The second half of the movie is 20-25 years later as adult Saroo (Dev Patel) slowly begins to realise that with technology like Google Earth, he may be able to find out where he came from.    He is haunted by the idea that his mother and siblings would still be waiting for him, never knowing what happened.

It’s a beautiful story about family.  Both Saroo’s birth family and his adoptive family, in all their differences, are loving, gentle and kind.  There are constant echoes of the prodigal son throughout and the joy of seeing a lost one return.

At the same time, it’s a challenging look at the lives of and risks to street children.   I found the scenes of implied evil intent quite confronting, and they stayed with me for some time, feeling the pain of sin in the world and how evil is often perpetrated on the truly vulnerable.   I want to give even more help to those who work with street children around the world.    Linked to that is the traumatic disorders that children can have with childhoods like these – as Saroo’s adoptive brother shows.

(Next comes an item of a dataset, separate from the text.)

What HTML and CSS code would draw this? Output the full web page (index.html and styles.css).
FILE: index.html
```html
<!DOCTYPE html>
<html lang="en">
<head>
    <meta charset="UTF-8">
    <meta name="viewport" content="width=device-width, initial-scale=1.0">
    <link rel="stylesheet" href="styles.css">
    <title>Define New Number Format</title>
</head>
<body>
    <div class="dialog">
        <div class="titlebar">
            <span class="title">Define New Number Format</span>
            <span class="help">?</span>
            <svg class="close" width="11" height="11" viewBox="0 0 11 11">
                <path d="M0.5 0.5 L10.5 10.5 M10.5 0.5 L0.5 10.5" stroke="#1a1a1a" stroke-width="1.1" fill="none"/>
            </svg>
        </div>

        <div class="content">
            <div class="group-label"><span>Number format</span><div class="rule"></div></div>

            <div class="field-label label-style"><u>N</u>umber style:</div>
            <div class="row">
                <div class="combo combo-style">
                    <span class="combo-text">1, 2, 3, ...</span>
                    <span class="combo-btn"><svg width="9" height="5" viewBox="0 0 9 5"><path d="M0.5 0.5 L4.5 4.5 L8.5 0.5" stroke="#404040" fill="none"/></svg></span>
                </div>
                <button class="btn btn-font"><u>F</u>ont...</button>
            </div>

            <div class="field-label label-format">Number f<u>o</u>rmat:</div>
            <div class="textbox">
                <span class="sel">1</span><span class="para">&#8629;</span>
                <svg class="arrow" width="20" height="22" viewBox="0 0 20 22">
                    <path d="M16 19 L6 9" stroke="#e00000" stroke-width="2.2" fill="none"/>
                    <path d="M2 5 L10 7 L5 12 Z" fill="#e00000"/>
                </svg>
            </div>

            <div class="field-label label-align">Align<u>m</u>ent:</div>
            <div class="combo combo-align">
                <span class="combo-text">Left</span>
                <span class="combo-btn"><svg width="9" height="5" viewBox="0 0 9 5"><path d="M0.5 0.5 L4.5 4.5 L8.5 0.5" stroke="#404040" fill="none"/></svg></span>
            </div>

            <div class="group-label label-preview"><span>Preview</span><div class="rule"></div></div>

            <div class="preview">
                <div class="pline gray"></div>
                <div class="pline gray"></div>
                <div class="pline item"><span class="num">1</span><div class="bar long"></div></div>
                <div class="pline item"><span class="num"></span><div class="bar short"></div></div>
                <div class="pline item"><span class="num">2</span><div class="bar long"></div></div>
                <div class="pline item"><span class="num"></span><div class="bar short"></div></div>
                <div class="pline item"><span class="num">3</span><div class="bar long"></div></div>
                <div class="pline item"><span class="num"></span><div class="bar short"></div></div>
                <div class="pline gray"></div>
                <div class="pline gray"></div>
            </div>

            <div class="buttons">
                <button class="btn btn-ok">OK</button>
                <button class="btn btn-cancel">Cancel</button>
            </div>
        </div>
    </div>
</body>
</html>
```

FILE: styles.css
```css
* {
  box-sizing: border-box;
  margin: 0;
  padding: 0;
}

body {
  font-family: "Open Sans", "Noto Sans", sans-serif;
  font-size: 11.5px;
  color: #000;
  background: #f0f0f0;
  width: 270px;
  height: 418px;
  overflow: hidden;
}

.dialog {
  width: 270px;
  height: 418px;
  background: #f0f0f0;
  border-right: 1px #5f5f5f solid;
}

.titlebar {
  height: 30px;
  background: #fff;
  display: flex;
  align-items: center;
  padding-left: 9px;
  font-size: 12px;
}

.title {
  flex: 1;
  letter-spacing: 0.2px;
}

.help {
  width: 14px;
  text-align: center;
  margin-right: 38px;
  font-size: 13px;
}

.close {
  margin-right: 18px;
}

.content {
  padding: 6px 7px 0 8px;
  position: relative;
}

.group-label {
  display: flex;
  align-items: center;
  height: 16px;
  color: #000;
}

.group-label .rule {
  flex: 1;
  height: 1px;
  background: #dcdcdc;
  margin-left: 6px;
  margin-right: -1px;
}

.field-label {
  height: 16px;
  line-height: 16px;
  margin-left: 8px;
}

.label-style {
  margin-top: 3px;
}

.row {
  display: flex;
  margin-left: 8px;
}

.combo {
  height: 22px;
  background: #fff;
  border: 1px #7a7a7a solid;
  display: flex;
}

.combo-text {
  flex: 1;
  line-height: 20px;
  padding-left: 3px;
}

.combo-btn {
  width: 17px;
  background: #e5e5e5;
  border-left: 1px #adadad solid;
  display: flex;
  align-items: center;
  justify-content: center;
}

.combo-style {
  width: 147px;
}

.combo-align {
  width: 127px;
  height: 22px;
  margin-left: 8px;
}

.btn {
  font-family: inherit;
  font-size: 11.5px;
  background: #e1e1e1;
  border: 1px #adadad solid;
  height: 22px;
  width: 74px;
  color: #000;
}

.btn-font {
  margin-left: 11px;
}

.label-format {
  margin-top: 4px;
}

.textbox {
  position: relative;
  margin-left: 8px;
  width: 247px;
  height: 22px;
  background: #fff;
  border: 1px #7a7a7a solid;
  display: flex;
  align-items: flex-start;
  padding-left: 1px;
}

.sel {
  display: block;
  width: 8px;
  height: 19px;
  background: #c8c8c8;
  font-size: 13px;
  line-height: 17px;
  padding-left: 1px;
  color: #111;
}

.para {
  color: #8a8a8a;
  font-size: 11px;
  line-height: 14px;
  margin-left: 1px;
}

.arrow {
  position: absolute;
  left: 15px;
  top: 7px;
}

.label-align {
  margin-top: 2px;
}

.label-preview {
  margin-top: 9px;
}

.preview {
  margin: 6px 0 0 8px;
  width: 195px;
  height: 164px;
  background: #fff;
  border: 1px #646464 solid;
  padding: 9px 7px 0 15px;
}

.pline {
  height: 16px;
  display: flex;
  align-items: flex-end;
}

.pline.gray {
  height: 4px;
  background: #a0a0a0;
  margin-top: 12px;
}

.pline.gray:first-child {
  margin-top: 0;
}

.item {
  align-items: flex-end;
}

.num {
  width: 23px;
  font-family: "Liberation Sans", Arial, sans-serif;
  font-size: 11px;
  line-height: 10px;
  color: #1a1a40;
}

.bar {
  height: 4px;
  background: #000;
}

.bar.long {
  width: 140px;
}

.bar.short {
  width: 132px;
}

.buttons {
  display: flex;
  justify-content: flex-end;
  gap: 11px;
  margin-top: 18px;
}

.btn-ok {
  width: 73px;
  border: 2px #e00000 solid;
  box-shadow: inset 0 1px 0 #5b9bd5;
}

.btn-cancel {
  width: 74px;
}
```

For us as a family, it struck even more – as we have had a sponsor child in India for 10 years, but Compassion have to remove all their programs from India, after being prevented from continuing by the Indian government.  This beautiful girl is now 20 and I am so sad this is the way it has to finish.  We’re all in the process of writing our final letter to her.   


So, while this is a great movie, be warned – it’s a confronting one too.  I cried for much of it.    But the overarching message is the love of a family and how that unites us all.    Highly recommended.